When businesses in the hon. Gentleman’s constituency make people redundant, do those employers explain to his constituents that they have to do that for the good of the NHS?
I am glad that business confidence is at a nine-year high—that is from an independent assessment. The decisions that the hon. Gentleman refers to are already making a difference. Does he oppose the 4 million extra NHS appointments that this Government have managed to secure so far; the three trade deals with the US, India and the EU—deals that the Conservative party failed to get over the line—the four interest rate cuts; the efforts to close the tax gap; the fact that wages have grown more in our first 10 months in office than under the last 10 years of the Conservative Government; the rise in the national minimum wage to support low-paid workers; and the expansion of free school meals to half a million children, which also lifts 100,000 out of poverty?
The motion before us offers no ideas and no credible plan. If the Conservative party were serious about economic growth and tax, it would do some reflecting on its record, apologise to the British people and get behind the Labour plan to get Britain’s economy booming again.
I will not; I have been generous with interventions.

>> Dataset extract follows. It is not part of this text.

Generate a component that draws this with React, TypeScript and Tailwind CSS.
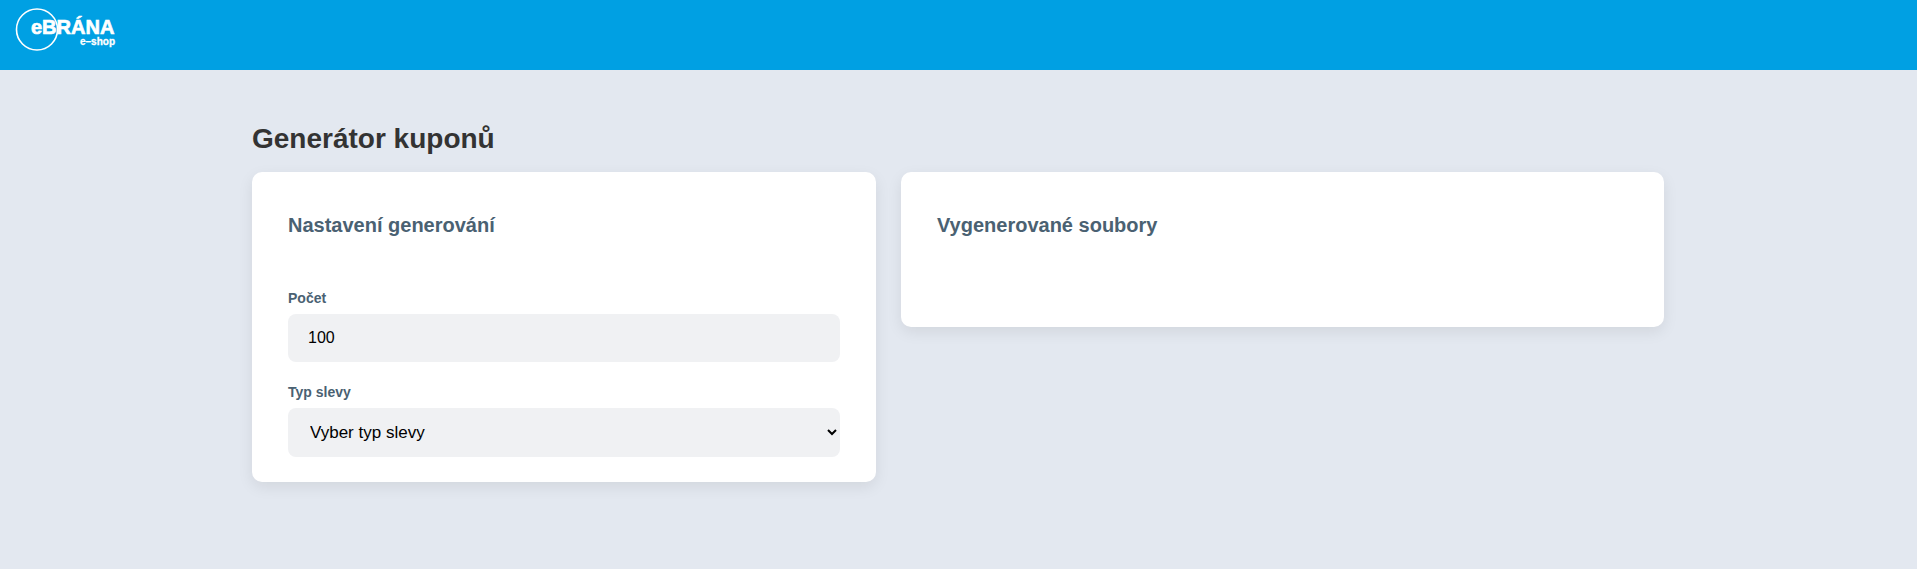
export default function App() {
  return (
    <div className="min-h-[569px] bg-[#e3e8f0] font-['Liberation_Sans',Arial,sans-serif]">
      <header className="relative h-[70px] bg-[#00a0e3]">
        <Logo />
      </header>
      <main className="pl-[252px] pt-[52px]">
        <h1 className="mb-[16px] text-[28px] leading-[34px] font-bold text-[#333333]">Generátor kuponů</h1>
        <div className="flex items-start gap-[25px]">
          <section className="w-[624px] rounded-[10px] bg-white px-[36px] pt-[41px] pb-[25px] shadow-[0_5px_15px_rgba(0,0,0,0.08)]">
            <h2 className="mb-[53px] text-[20px] leading-[24px] font-bold text-[#4a6172]">Nastavení generování</h2>
            <div className="mb-[22px]">
              <label className="mb-[8px] block text-[14px] leading-[16px] font-bold text-[#4a6172]">Počet</label>
              <input
                type="number"
                defaultValue={100}
                className="block h-[48px] w-full rounded-[8px] bg-[#f0f1f3] px-[20px] text-[16px] text-black outline-none"
              />
            </div>
            <div>
              <label className="mb-[8px] block text-[14px] leading-[16px] font-bold text-[#4a6172]">Typ slevy</label>
              <select className="block h-[49px] w-full rounded-[8px] bg-[#f0f1f3] px-[18px] text-[17px] text-black outline-none">
                <option>Vyber typ slevy</option>
              </select>
            </div>
          </section>
          <section className="h-[155px] w-[763px] rounded-[10px] bg-white px-[36px] pt-[41px] shadow-[0_5px_15px_rgba(0,0,0,0.08)]">
            <h2 className="text-[20px] leading-[24px] font-bold text-[#4a6172]">Vygenerované soubory</h2>
          </section>
        </div>
      </main>
    </div>
  );
}

function Logo() {
  return (
    <div className="absolute top-[8px] left-[15px] h-[44px] w-[105px] text-white">
      <svg width="44" height="44" viewBox="0 0 44 44" className="absolute top-0 left-0">
        <circle cx="22" cy="21.5" r="20.5" fill="none" stroke="white" strokeWidth="1.6" />
      </svg>
      <span className="absolute top-[12px] left-[16px] text-[20px] leading-[15px] font-bold whitespace-nowrap [-webkit-text-stroke:0.7px_white]">
        eBRÁNA
      </span>
      <span className="absolute top-[28px] left-[65px] text-[10px] leading-[11px] font-bold whitespace-nowrap [-webkit-text-stroke:0.3px_white]">
        e–shop
      </span>
    </div>
  );
}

More than half of business owners nationally are planning to, or have made, further cuts to staff numbers in response to increased employer national insurance contributions. In May, 109,000 jobs were lost in a single month. When we tax jobs out of existence, the fiscal rules are not merely stretched; they are shattered. The Chancellor will have either to break her campaign promises and raise taxes, or admit that her rules are broken. Either way, it means that working families and working people across the country will pay the price.
A fortnight ago, the Government rejected calls to protect those whose only income is the state pension from paying income tax. This retirement tax will hit 1 million of our lowest-income pensioners. This is not wealth; they are modest, often meagre incomes relied upon to heat homes, buy food and see a doctor. One in five single pensioners has no other income beyond the state pension and basic benefits, yet to fill a fiscal hole that they have created, the Government resist the plea of their most vulnerable citizens.
I will not give way; I have been generous in taking interventions.
As the Chancellor grows increasingly desperate to save the sinking ship of her fiscal rules, there is now rumour of a wealth tax to compound the Government’s contempt for not only working people, but industry leaders and innovators. That is not conjecture. Only last week, Lord Kinnock said that Labour should be “willing to explore” such disastrous measures. Let us be honest: a wealth tax really means a tax on hard-working people. It means an attack on pensions and on people who have done the right thing and want a sense of fairness, and anyone who has accrued anything will pay the price.